Problems

Find three different natural numbers, larger than \(100\) such that each of them is divisible by the difference of the other two numbers? The values of differences also have to be different from each other.

Divide 15 walnuts into four groups, each group consisting of a different whole number of nuts.

In the following example with fractions replace “stars” with different natural numbers in order to obtain an identity: \[\frac{1}{*}+\frac{1}{*}=\frac{1}{*}+\frac{1}{*}.\]

Looking back at Example 12.1 what if we additionally require all differences to be less than the smallest of the three numbers?

(a) Divide 55 walnuts into four groups consisting of different number of nuts.

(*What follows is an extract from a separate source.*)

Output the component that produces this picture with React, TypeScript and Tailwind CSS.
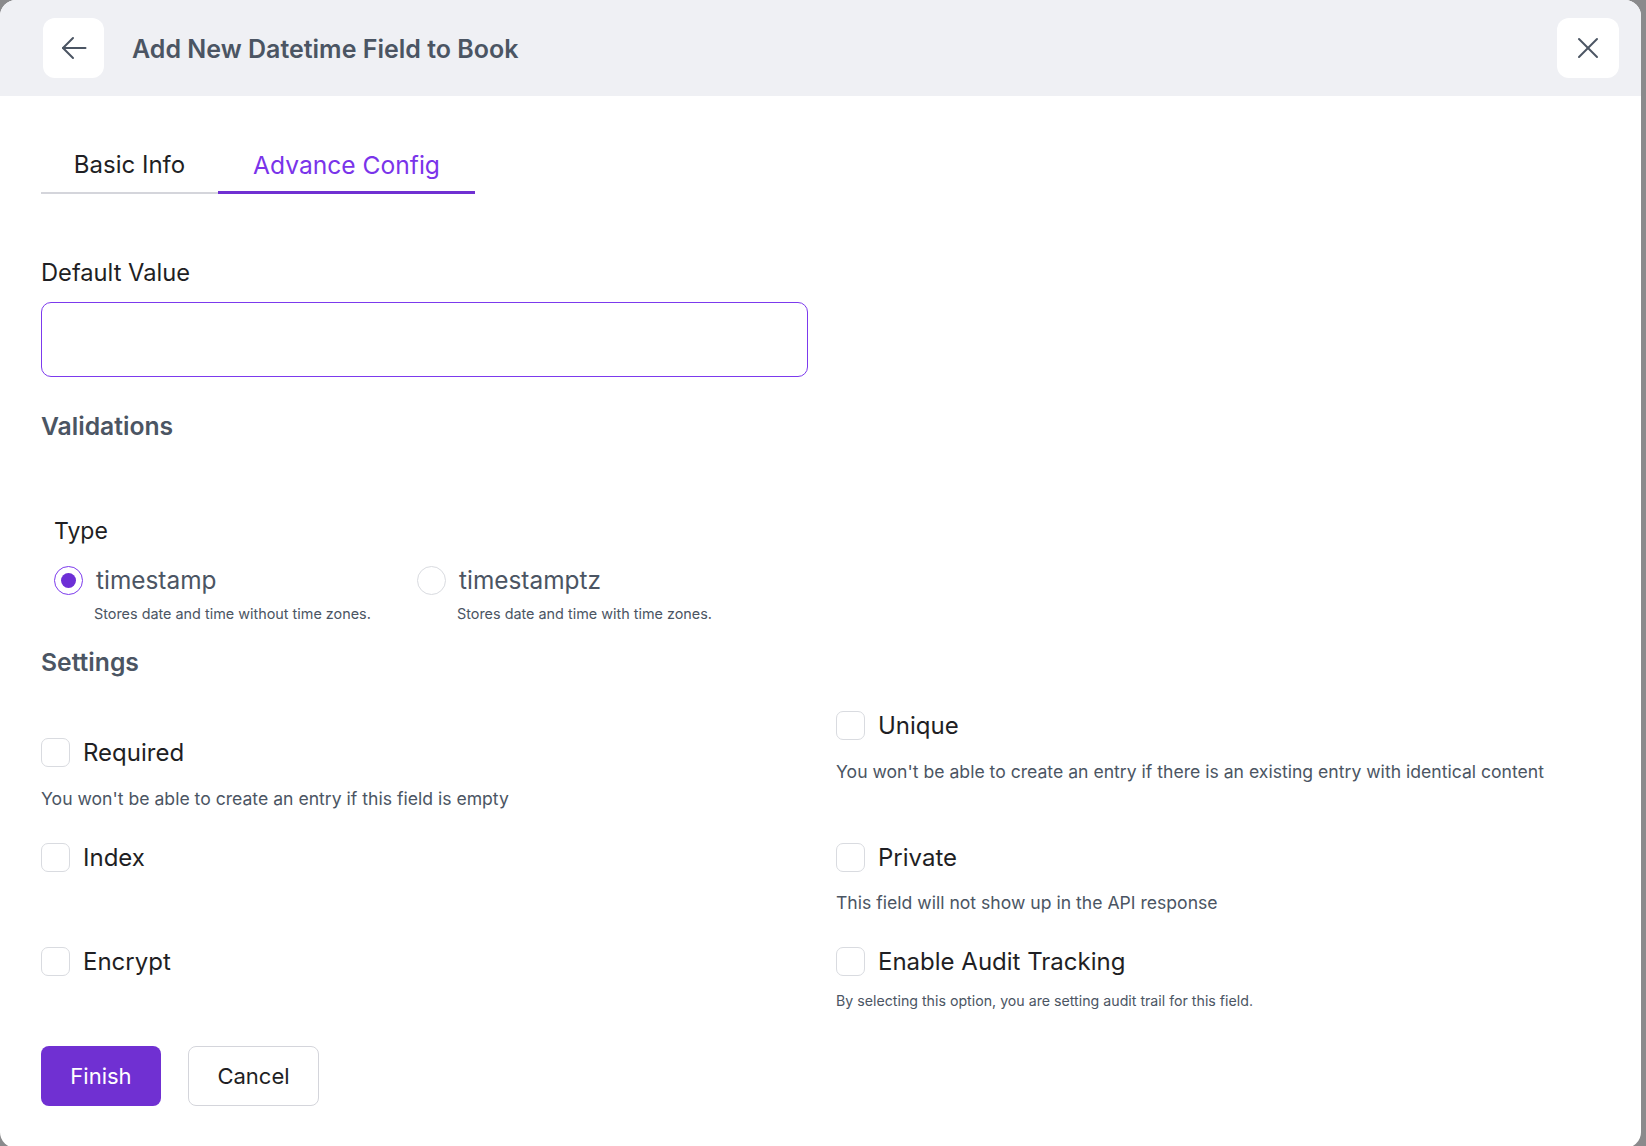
import React from "react";

const font = { fontFamily: "Inter, 'Noto Sans', 'Liberation Sans', sans-serif" };

function BackIcon() {
  return (
    <svg width="26" height="24" viewBox="0 0 26 24" fill="none" stroke="#4b5563" strokeWidth="2" strokeLinecap="round" strokeLinejoin="round">
      <path d="M24.5 12H2" />
      <path d="M12 2L2 12l10 10" />
    </svg>
  );
}

function CloseIcon() {
  return (
    <svg width="22" height="22" viewBox="0 0 22 22" fill="none" stroke="#4b5563" strokeWidth="2" strokeLinecap="round">
      <path d="M2 2l18 18" />
      <path d="M20 2L2 20" />
    </svg>
  );
}

function Radio({ checked }: { checked?: boolean }) {
  return (
    <span
      className={
        checked
          ? "w-[29px] h-[29px] rounded-full border-[1.5px] border-[#7c3aed] flex items-center justify-center shrink-0"
          : "w-[29px] h-[29px] rounded-full border border-[#d9dbe0] shrink-0"
      }
    >
      {checked && <span className="w-[15px] h-[15px] rounded-full bg-[#6d2fd6]" />}
    </span>
  );
}

function RadioOption({ label, desc, checked }: { label: string; desc: string; checked?: boolean }) {
  return (
    <div className="w-[363px]">
      <div className="flex items-center h-[32px] gap-[13px]">
        <Radio checked={checked} />
        <span className="text-[24.4px] leading-[32px] text-[#4b5563]">{label}</span>
      </div>
      <div className="mt-[8px] ml-[40px] text-[14.4px] leading-[20px] text-[#4b5563]">{desc}</div>
    </div>
  );
}

function Check({ label, desc, small, descGap = 18 }: { label: string; desc?: string; small?: boolean; descGap?: number }) {
  return (
    <div>
      <label className="flex items-center gap-[13px] h-[29px]">
        <span className="w-[29px] h-[29px] rounded-[7px] border border-[#d9dbe0] bg-white shrink-0" />
        <span className="text-[24px] leading-[32px] text-[#1f1f24]">{label}</span>
      </label>
      {desc && (
        <div
          className={
            small
              ? "mt-[15px] text-[14.2px] leading-[20px] text-[#4b5563]"
              : descGap === 17
              ? "mt-[17px] text-[17.6px] leading-[28px] text-[#4b5563]"
              : "mt-[18px] text-[17.6px] leading-[28px] text-[#4b5563]"
          }
        >
          {desc}
        </div>
      )}
    </div>
  );
}

export default function App() {
  return (
    <div className="w-[1646px] h-[1146px] overflow-hidden bg-[#8a8a8c]" style={font}>
      <div className="w-[1641px] h-[1148px] rounded-2xl bg-white overflow-hidden flex flex-col">
        {/* header */}
        <div className="h-[96px] bg-[#eff0f4] flex items-center pl-[43px] pr-[22px] shrink-0">
          <button className="w-[61px] h-[60px] bg-white rounded-xl flex items-center justify-center">
            <BackIcon />
          </button>
          <h1 className="ml-[28px] pt-[3px] text-[25px] font-semibold text-[#4b5563]">
            Add New Datetime Field to Book
          </h1>
          <button className="ml-auto w-[62px] h-[60px] bg-white rounded-xl flex items-center justify-center">
            <CloseIcon />
          </button>
        </div>

        {/* body */}
        <div className="px-[41px]">
          {/* tabs */}
          <div className="mt-[43px] flex items-end">
            <div className="w-[177px] text-center text-[24px] leading-[32px] pt-[10px] pb-[11px] border-b-2 border-[#d4d5db] text-[#1f1f24]">
              Basic Info
            </div>
            <div className="w-[257px] text-center text-[24.6px] leading-[32px] pt-[10px] pb-[10px] border-b-[3px] border-[#7030d2] text-[#7a34ea]">
              Advance Config
            </div>
          </div>

          <div className="mt-[63px] text-[23.7px] leading-[32px] text-[#1f1f24]">Default Value</div>
          <input className="mt-[13px] block w-[767px] h-[75px] border border-[#7c3aed] rounded-[10px] outline-none px-4 text-[20px]" />

          <div className="mt-[33px] text-[24.7px] leading-[32px] font-semibold text-[#4b5563]">Validations</div>

          <div className="pl-[13px]">
            <div className="mt-[74px] text-[23px] leading-[30px] text-[#1f1f24]">Type</div>
            <div className="mt-[18px] flex">
              <RadioOption checked label="timestamp" desc="Stores date and time without time zones." />
              <RadioOption label="timestamptz" desc="Stores date and time with time zones." />
            </div>
          </div>

          <div className="mt-[22px] text-[24.7px] leading-[32px] font-semibold text-[#4b5563]">Settings</div>

          <div className="mt-[33px] grid grid-cols-[795px_1fr] gap-y-[30px] items-start">
            <div className="pt-[27px]">
              <Check label="Required" desc="You won't be able to create an entry if this field is empty" />
            </div>
            <Check
              label="Unique"
              desc="You won't be able to create an entry if there is an existing entry with identical content"
            />
            <Check label="Index" />
            <Check label="Private" desc="This field will not show up in the API response" descGap={17} />
            <Check label="Encrypt" />
            <Check
              label="Enable Audit Tracking"
              small
              desc="By selecting this option, you are setting audit trail for this field."
            />
          </div>

          <div className="mt-[35px] flex gap-[27px]">
            <button className="w-[120px] h-[60px] rounded-lg bg-[#7030d2] text-white text-[22px]">Finish</button>
            <button className="w-[131px] h-[60px] rounded-lg border border-[#d4d5db] bg-white text-[#1f1f24] text-[22px]">
              Cancel
            </button>
          </div>
        </div>
      </div>
    </div>
  );
}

(b) Divide 999 walnuts into four groups consisting of different number of nuts.

Replace "stars" with different natural numbers in order to obtain an identity:
\[\frac{1}{*}+\frac{1}{*}+\frac{1}{*}=\frac{1}{*}+\frac{1}{*}+\frac{1}{*};\]

George knows a representation of number “8” as the sum of its divisors in which only divisor “1” appears twice: \[8=4+2+1+1.\] His brother showed George that such representation exists for number “16” as well: \[16=8+4+2+1+1.\] He apologies for forgetting an example considering number “32” but he is sure once he saw such representation for this number.

(a) Help George to work out a suitable representation for number “32”;

(b) Can you think of a number which has such representation consisting of 7 terms?

(c) Of 11 terms?

(d) Can you find a number which can be represented as a sum of its divisors which are all different (pay attention that we don’t allow repeating digit “1” twice!)?

(e) What if we require this representation to consist of 11 terms?

Two figures are said to be similar if all their corresponding sides are congruent and corresponding angles are equal. By using several copies of the figure below construct a bigger figure that is similar.

Divide a square into several triangles in such a way that every triangle shares a boundary with exactly three other triangles.

Jennifer draws a hexagon, and a line passing through two of its vertices. It turns out one of the figures in which the original hexagon is divided is a heptagon. Show an example of a hexagon and a line for which it is true.